Gross war die Lust nicht, den Platz am Seeufer für ein Testspiel in dieser Hitze aufzugeben. Einzig die Ungewissheit, wie sich der Herzensverein gegenüber einem exotischen Club mit klangvollem Namen Flora Tallinn präsentiert, liess mich schliesslich doch noch nach Bad Ragaz aufbrechen.

Hier logieren während der Vorbereitung auf die neue Saison seit jeher Topclubs und profitieren von Ruhe und optimalen Trainingsbedingungen. Diese Tatsache bringt also durchaus die eine oder andere interessante Affiche auf dem lokalen Sportplatz mit sich. St. Gallen gegen Tallinn gehört da definitiv weniger dazu, sodass sich der Auflauf mit 150 Zuschauer in Grenzen hielt. Ein weiterer Grund könnte der frühe Termin an einem Wochentag sein, wobei dies für Sergio und mich kein Problem darstellte, zumal wir ja sowieso keiner Arbeit nachgehen (höhö).
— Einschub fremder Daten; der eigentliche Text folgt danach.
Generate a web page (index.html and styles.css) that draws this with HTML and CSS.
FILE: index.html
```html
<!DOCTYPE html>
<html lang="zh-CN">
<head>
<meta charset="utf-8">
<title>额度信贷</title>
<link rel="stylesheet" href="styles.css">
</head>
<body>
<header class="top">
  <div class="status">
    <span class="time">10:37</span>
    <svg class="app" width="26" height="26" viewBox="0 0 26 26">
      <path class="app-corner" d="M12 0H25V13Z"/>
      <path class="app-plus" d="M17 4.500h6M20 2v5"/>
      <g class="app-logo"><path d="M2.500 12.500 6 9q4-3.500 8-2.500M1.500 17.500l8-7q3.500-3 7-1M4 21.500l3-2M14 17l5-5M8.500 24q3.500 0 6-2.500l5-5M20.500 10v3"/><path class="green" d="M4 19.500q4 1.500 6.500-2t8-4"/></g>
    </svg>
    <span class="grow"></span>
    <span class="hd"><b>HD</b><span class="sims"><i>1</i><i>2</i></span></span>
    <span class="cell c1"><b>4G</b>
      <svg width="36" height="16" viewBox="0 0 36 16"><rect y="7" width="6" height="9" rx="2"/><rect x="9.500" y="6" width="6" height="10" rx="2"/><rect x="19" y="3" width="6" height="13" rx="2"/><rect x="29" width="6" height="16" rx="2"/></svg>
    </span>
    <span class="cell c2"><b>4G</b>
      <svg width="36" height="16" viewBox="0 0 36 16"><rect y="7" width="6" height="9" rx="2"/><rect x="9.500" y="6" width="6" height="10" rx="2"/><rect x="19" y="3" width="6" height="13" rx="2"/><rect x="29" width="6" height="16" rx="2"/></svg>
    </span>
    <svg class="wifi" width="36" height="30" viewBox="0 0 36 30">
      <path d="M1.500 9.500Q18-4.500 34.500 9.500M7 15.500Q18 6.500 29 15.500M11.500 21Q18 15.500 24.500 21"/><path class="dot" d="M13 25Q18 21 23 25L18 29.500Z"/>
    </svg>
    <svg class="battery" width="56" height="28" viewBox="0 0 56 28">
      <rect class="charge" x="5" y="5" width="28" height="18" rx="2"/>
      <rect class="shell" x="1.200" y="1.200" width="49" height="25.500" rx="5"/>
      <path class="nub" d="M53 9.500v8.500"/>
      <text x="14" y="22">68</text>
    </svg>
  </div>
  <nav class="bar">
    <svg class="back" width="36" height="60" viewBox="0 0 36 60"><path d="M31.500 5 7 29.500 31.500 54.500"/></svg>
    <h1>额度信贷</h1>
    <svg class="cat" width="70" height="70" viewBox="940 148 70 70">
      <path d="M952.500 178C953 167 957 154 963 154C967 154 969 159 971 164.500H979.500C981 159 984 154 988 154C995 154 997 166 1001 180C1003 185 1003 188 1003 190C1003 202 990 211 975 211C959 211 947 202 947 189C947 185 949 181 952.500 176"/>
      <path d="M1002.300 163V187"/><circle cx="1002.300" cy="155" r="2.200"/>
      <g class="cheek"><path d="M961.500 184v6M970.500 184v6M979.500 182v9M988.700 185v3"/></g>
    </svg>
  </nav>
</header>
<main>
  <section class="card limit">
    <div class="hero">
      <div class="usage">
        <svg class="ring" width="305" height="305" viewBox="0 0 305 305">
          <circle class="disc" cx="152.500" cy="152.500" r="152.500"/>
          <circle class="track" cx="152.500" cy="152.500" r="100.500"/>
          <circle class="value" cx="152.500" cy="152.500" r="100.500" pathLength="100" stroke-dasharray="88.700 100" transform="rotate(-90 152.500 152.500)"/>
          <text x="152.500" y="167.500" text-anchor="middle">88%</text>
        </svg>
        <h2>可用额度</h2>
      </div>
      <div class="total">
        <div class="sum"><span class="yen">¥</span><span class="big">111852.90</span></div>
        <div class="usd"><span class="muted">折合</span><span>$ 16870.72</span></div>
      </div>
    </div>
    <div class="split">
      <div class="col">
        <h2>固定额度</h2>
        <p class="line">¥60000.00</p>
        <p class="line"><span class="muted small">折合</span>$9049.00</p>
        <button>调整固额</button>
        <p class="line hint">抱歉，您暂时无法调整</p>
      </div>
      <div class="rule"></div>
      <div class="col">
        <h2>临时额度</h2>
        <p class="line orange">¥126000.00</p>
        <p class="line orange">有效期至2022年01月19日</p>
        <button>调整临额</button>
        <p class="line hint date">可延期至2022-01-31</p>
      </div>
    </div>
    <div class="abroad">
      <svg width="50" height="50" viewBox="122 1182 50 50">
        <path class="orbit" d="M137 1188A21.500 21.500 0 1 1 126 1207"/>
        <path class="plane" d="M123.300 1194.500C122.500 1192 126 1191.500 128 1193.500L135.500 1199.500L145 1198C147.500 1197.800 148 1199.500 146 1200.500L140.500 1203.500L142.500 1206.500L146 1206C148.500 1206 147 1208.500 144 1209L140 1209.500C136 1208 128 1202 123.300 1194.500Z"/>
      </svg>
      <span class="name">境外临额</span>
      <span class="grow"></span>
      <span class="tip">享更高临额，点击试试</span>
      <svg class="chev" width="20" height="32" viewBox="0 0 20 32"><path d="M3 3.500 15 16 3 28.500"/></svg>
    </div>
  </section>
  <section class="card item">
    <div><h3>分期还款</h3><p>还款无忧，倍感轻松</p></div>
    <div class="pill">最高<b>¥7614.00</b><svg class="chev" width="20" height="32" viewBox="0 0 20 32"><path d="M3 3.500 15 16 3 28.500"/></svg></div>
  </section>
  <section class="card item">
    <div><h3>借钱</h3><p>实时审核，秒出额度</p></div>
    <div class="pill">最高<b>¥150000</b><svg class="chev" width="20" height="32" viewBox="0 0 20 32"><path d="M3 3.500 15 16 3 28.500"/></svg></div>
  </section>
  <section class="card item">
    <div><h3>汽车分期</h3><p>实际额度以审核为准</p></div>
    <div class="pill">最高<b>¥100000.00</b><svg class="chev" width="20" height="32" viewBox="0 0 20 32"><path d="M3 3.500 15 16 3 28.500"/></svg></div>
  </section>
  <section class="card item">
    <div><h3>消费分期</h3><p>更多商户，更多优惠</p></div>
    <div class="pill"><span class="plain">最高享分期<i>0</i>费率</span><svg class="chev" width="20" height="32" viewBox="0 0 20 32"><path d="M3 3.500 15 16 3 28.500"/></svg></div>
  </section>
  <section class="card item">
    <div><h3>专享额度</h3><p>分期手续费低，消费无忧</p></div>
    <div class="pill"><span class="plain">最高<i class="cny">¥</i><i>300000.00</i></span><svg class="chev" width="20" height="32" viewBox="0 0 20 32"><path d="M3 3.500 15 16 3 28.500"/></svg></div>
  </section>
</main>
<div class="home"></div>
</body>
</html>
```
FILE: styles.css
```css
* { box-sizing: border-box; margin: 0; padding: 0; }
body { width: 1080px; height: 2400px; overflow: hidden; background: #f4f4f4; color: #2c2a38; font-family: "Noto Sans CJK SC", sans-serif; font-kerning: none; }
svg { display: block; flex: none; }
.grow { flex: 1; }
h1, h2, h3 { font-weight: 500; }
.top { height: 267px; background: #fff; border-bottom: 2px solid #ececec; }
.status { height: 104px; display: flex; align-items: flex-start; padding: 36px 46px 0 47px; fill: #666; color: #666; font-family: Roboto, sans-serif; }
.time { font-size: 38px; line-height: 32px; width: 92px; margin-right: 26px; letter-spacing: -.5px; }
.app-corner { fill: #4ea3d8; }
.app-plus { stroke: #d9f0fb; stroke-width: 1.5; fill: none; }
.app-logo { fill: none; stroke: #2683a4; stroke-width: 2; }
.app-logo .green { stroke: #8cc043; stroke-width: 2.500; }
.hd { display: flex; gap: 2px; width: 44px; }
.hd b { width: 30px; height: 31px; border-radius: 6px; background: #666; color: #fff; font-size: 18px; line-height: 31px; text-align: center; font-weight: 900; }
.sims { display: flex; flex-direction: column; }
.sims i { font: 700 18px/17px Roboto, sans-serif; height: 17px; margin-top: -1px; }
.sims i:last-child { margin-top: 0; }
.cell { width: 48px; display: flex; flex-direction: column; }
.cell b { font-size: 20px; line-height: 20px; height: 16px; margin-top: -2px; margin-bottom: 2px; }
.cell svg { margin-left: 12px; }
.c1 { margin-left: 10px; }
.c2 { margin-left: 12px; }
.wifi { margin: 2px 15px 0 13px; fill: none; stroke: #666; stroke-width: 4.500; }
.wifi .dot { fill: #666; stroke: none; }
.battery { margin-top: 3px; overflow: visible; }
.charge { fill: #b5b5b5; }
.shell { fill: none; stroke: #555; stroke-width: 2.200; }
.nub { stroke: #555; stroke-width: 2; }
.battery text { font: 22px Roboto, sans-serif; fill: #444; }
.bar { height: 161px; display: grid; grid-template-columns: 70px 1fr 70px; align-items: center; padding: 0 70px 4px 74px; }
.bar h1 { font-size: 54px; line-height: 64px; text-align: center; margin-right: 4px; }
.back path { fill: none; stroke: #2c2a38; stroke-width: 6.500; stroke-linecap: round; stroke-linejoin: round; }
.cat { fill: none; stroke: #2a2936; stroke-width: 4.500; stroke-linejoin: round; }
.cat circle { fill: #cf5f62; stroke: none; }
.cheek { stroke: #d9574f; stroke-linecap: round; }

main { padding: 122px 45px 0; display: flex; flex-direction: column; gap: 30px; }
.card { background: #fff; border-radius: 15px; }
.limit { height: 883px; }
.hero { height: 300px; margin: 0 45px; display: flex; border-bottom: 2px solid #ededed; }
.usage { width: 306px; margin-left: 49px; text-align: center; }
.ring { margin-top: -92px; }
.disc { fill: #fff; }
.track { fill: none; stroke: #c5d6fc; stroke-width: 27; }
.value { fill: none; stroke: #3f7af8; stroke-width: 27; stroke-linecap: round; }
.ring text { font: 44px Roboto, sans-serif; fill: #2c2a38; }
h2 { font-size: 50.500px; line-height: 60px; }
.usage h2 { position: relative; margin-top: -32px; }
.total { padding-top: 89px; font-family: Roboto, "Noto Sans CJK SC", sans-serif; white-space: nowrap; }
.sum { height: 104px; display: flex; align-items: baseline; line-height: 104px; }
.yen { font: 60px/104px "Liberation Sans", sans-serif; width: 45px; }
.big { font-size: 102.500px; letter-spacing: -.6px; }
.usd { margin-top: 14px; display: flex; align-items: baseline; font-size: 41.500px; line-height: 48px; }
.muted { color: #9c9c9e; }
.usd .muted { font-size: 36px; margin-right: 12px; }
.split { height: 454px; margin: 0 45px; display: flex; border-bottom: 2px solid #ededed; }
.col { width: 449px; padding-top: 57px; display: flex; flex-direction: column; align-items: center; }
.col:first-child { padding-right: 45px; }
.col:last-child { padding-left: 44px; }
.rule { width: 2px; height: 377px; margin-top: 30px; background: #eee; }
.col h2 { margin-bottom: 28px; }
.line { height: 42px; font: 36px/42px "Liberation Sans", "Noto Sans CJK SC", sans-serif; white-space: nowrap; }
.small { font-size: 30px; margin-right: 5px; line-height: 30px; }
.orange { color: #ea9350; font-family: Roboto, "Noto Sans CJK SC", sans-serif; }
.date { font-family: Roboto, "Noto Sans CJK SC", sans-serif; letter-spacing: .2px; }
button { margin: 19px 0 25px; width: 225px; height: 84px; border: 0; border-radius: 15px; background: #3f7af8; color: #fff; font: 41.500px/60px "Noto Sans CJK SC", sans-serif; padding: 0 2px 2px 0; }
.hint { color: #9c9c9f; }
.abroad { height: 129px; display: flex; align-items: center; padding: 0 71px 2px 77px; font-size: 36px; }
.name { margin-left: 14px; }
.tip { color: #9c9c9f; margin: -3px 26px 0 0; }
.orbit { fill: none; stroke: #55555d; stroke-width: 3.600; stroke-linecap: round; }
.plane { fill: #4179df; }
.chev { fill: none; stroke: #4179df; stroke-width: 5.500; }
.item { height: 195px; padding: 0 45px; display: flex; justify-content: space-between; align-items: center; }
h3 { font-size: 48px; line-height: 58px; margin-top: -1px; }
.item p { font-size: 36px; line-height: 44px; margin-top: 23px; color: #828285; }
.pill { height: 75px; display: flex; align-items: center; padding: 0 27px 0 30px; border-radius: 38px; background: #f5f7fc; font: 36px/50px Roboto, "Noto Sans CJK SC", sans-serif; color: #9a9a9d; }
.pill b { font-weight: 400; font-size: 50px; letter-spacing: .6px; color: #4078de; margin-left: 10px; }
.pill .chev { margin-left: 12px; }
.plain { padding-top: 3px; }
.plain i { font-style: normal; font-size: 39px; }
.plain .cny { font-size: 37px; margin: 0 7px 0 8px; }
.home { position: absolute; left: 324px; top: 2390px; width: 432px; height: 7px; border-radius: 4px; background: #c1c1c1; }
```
Dennoch mussten auch wir fünf Franken Eintritt berappen, ehe wir uns hinter ein Tor auf eine der vier Stufen setzten. Die Anlage hier ist definitiv nicht der Brüller, das wunderbare Bergpanorama macht dieses Manko aber mehr als wett. Während sich ein Grossteil der Zuschauer rund um das Clublokal säumten, sassen nur noch einige Balljungen sowie ein Typ mit ausgelatschten Sandalen und zu langen Jeans neben uns. Als dieser pünktlich zum Spielbeginn sein Mobiltelefon zückte und über 90 Minuten Begriffe wie „Home attack“ oder „Away safe“ murmelte, war der Fall klar: Hier war einer der Herren am Werk, der dafür sorgt, dass bei irgendeinem kirgisischen Wettportal zu sehen ist, wer bei diesem Testspiel gerade im Ballbesitz ist oder sich in einem Eckball übt.

Zurück zum Fussball. Hier wusste in den Reihen der St. Galler vor allem ein Testspieler aus Gabun mit dem Namen Mbingui Samson zu überzeugen, der sich bei mir durch gelungene Aktionen und eine schnelle Antizipation in den Sympathiebereich spielte. Gebt dem jungen Spieler eine Chance! Eine solche Aussage soll bei mir ja viel heissen, zumal ich in meinen Kreisen als der Kritiker schlechthin bezüglich der St. Galler Transferpolitik bekannt bin. Die eingangs aufgetauchte Frage kann übrigens recht einfach beantwortet werden. Flora Tallinn war für den FCSG kein Gegner auf Augenhöhe und wurde gleich mit 4:0 vom Platz gefegt, wobei das Resultat deutlich höher hätte ausfallen können. Mbingui Samson bekam trotz seines überzeugenden Auftritts an diesem Nachmittag übrigens keinen Vertrag bei St. Gallen. Irgendwie typisch.